Work required
Identify each line below that contains the word "components", and copy it out.

** start **

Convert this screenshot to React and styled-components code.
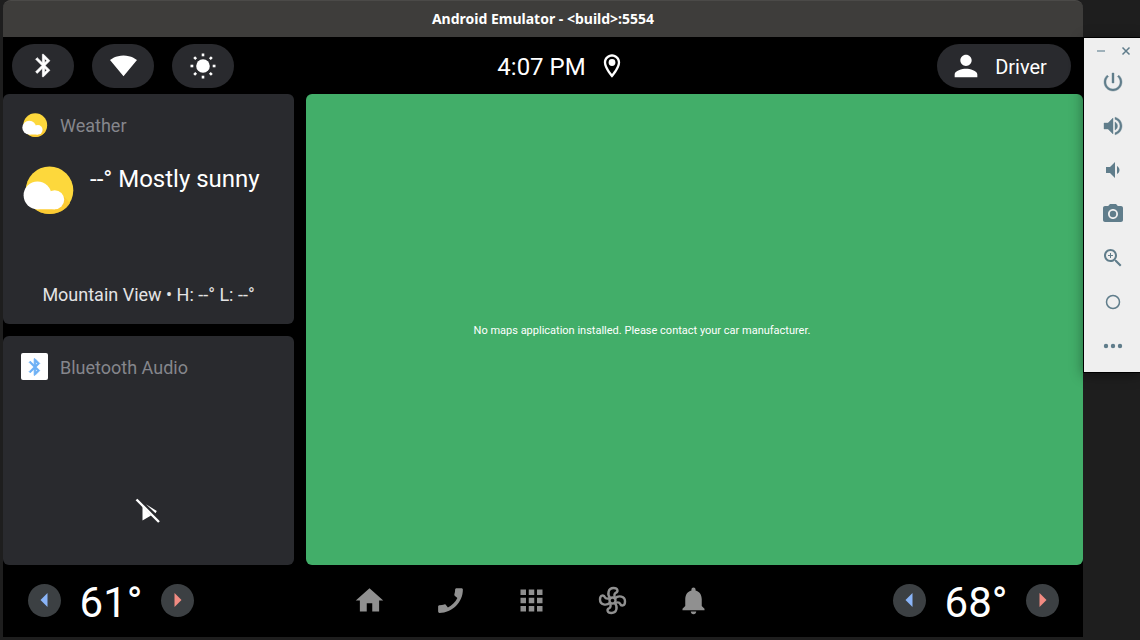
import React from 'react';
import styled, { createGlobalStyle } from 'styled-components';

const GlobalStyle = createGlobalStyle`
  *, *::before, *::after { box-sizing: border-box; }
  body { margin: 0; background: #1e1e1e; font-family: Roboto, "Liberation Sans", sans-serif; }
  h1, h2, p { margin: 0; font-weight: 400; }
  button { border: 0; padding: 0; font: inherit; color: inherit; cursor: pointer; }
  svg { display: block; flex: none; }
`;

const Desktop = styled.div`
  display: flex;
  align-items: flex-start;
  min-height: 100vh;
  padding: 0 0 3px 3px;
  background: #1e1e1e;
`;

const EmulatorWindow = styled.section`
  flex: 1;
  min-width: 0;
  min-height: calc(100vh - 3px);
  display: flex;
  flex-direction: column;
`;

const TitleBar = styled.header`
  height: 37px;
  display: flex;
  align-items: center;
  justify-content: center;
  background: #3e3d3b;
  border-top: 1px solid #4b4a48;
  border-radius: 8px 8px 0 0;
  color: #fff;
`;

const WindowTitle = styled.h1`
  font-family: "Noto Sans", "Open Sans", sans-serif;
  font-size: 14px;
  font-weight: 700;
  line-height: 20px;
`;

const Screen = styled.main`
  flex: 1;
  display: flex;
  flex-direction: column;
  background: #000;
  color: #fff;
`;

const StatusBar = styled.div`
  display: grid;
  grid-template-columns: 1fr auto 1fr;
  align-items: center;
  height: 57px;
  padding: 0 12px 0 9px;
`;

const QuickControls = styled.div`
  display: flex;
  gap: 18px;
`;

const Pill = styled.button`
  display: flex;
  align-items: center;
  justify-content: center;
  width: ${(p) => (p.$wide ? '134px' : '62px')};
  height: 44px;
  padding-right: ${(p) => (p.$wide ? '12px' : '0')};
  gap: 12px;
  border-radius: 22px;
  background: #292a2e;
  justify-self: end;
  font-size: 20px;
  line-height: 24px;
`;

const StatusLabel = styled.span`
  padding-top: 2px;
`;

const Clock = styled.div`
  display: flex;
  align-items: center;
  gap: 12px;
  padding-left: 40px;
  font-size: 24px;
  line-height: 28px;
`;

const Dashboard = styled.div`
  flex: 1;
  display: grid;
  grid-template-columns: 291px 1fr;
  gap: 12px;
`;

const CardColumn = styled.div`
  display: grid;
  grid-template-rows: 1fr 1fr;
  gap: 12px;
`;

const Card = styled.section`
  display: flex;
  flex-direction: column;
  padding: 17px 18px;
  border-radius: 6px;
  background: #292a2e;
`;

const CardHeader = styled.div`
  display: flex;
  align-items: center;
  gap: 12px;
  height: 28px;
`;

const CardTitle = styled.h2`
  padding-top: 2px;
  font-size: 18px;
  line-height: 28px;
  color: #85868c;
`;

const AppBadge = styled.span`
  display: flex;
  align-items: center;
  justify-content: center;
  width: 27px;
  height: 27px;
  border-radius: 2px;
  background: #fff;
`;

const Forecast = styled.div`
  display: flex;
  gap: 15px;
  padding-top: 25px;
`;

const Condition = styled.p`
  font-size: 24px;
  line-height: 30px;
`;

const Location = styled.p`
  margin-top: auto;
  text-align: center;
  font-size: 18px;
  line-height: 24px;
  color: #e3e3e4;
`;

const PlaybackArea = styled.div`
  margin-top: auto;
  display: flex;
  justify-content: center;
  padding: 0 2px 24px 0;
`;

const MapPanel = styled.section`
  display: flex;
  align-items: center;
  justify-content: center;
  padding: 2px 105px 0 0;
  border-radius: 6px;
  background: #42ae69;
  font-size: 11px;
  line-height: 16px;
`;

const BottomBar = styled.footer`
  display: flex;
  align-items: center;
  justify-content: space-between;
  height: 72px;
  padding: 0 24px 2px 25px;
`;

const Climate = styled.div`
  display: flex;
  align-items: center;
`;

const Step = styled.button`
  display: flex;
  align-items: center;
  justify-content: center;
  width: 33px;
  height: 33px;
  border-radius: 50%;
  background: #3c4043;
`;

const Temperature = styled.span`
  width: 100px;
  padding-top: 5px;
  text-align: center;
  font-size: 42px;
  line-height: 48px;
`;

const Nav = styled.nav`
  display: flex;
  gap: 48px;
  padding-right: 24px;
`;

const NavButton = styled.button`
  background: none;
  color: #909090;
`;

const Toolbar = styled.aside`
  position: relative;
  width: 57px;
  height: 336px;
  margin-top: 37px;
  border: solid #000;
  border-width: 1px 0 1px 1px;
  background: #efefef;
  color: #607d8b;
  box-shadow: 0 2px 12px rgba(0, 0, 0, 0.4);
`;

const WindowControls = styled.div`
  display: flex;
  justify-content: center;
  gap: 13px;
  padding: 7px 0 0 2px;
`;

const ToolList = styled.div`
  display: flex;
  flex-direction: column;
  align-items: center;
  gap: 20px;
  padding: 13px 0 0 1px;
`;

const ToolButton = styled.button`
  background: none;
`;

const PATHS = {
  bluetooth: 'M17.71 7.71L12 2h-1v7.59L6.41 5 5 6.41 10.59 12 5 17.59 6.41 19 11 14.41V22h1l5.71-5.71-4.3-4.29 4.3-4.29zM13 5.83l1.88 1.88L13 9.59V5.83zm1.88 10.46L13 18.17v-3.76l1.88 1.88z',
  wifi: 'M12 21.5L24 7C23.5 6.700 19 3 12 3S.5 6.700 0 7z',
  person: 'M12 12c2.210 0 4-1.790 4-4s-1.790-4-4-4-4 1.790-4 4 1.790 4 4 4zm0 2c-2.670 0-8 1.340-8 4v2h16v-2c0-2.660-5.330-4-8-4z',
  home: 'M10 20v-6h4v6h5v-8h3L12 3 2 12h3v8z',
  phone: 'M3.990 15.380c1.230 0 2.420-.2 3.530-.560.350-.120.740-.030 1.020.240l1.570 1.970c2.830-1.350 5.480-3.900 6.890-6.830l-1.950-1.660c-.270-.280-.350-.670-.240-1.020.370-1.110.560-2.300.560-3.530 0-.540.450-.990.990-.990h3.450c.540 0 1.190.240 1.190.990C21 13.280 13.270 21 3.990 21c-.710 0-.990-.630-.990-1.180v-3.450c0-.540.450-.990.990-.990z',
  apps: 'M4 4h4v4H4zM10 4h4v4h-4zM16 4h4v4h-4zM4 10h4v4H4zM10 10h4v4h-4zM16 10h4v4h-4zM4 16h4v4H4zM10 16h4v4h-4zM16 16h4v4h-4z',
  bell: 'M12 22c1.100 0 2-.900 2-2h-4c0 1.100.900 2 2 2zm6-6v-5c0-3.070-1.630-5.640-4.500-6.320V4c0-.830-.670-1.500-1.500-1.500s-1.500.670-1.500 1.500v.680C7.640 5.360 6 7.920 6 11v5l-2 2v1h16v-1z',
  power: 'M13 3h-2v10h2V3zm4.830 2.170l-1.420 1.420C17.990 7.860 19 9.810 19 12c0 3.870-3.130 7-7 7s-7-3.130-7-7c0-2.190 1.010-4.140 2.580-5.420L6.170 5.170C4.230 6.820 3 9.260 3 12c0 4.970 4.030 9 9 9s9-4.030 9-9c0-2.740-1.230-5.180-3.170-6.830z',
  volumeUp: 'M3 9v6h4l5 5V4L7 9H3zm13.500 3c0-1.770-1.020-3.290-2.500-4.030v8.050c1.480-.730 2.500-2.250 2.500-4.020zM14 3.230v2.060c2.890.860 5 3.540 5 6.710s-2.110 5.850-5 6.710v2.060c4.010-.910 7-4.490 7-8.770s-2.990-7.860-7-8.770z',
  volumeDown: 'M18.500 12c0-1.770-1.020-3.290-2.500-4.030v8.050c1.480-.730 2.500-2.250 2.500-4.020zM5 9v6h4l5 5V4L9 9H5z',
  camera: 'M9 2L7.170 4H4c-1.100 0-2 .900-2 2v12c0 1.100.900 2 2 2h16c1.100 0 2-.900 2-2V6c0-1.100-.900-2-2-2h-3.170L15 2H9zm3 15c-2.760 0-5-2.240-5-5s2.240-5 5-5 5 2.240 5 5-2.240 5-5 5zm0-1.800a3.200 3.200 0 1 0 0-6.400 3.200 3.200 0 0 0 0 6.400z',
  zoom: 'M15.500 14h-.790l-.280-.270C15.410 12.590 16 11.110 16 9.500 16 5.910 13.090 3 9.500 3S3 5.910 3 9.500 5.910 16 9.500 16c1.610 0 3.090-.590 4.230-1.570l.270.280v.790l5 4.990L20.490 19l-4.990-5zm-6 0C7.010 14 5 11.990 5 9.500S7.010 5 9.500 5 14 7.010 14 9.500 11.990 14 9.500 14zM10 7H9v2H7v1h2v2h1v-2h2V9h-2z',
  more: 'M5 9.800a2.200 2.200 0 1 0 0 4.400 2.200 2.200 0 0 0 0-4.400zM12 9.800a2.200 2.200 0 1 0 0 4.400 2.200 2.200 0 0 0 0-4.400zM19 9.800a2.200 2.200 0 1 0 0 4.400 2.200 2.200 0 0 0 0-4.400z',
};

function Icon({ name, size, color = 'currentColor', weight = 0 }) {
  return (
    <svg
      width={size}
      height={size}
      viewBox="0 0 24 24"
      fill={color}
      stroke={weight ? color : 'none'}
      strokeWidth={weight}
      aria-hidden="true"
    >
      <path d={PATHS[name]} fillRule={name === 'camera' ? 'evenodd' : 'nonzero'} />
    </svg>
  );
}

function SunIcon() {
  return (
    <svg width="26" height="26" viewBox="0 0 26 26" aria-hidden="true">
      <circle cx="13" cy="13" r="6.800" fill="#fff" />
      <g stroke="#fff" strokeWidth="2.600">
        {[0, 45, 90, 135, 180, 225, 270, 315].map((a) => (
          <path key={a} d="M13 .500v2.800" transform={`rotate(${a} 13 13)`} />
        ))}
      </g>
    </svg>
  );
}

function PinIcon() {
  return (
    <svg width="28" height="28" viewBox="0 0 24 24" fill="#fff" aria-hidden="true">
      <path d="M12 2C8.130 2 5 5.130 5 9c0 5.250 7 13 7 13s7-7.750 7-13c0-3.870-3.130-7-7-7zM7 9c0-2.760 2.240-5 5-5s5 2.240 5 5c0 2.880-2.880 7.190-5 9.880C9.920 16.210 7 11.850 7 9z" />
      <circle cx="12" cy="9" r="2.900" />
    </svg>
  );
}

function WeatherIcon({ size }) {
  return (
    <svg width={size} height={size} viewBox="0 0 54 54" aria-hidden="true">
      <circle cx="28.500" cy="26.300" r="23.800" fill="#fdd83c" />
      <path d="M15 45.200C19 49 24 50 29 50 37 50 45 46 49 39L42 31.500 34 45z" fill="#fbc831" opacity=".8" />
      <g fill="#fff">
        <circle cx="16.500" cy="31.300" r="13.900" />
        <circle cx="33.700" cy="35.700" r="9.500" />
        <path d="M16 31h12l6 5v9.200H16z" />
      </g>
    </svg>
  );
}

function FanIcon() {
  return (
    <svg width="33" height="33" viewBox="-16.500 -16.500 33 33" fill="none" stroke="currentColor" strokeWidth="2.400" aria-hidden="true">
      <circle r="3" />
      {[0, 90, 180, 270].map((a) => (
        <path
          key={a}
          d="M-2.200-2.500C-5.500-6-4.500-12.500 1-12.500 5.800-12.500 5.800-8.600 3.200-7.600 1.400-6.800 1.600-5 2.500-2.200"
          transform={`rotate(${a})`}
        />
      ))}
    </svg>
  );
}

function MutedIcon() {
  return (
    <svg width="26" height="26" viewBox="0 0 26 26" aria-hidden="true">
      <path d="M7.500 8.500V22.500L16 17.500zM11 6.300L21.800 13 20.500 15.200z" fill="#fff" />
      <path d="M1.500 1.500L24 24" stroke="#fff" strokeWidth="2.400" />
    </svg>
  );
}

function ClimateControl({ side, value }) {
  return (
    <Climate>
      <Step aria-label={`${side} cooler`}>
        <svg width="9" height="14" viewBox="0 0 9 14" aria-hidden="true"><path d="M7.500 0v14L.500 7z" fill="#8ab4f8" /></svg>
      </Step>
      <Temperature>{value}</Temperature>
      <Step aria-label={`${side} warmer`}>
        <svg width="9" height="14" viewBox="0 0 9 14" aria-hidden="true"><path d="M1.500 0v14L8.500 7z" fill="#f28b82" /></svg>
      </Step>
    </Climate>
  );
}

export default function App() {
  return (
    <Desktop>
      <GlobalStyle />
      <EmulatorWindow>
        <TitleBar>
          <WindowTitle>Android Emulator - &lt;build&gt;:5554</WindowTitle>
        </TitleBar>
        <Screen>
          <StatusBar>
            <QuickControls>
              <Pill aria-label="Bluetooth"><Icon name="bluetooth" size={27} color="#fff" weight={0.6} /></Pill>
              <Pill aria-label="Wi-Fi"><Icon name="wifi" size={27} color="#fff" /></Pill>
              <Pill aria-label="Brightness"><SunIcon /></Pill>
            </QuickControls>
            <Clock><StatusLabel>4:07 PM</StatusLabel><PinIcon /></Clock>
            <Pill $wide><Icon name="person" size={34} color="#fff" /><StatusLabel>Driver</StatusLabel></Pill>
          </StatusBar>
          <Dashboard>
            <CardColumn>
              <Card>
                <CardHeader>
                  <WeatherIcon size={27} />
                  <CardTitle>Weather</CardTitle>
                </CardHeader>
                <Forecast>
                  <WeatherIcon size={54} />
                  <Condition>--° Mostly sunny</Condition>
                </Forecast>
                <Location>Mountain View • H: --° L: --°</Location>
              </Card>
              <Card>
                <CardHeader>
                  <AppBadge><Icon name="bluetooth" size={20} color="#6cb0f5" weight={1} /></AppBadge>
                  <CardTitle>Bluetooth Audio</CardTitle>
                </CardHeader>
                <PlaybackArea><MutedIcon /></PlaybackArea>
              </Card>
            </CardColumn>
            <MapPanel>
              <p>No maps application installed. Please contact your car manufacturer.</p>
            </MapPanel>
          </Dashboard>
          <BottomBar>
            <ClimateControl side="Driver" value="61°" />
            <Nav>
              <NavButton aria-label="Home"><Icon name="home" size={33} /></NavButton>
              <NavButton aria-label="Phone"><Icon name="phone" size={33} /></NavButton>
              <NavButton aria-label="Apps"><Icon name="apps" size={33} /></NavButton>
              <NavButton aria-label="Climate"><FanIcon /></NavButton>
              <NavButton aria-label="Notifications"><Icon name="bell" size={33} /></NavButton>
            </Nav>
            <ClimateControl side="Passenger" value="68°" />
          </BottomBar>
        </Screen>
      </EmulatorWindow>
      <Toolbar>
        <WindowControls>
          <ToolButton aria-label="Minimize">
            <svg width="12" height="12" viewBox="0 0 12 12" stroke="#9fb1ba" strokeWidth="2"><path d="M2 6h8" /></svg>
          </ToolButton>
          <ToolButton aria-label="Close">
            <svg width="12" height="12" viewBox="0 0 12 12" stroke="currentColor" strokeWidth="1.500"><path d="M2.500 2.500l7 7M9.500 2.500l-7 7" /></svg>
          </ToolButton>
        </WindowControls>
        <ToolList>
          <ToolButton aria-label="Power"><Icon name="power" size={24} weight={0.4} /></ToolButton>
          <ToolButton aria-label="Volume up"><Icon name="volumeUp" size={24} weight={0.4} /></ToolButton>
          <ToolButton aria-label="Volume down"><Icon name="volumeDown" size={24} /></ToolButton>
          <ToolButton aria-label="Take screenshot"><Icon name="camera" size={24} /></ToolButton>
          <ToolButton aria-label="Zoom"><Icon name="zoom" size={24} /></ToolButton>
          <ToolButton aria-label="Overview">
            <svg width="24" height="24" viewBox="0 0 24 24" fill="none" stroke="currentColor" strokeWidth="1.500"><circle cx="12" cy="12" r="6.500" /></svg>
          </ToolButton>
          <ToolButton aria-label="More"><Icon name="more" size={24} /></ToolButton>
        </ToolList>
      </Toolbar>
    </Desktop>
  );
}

** end **

Solution to this problem
Convert this screenshot to React and styled-components code.
import styled, { createGlobalStyle } from 'styled-components';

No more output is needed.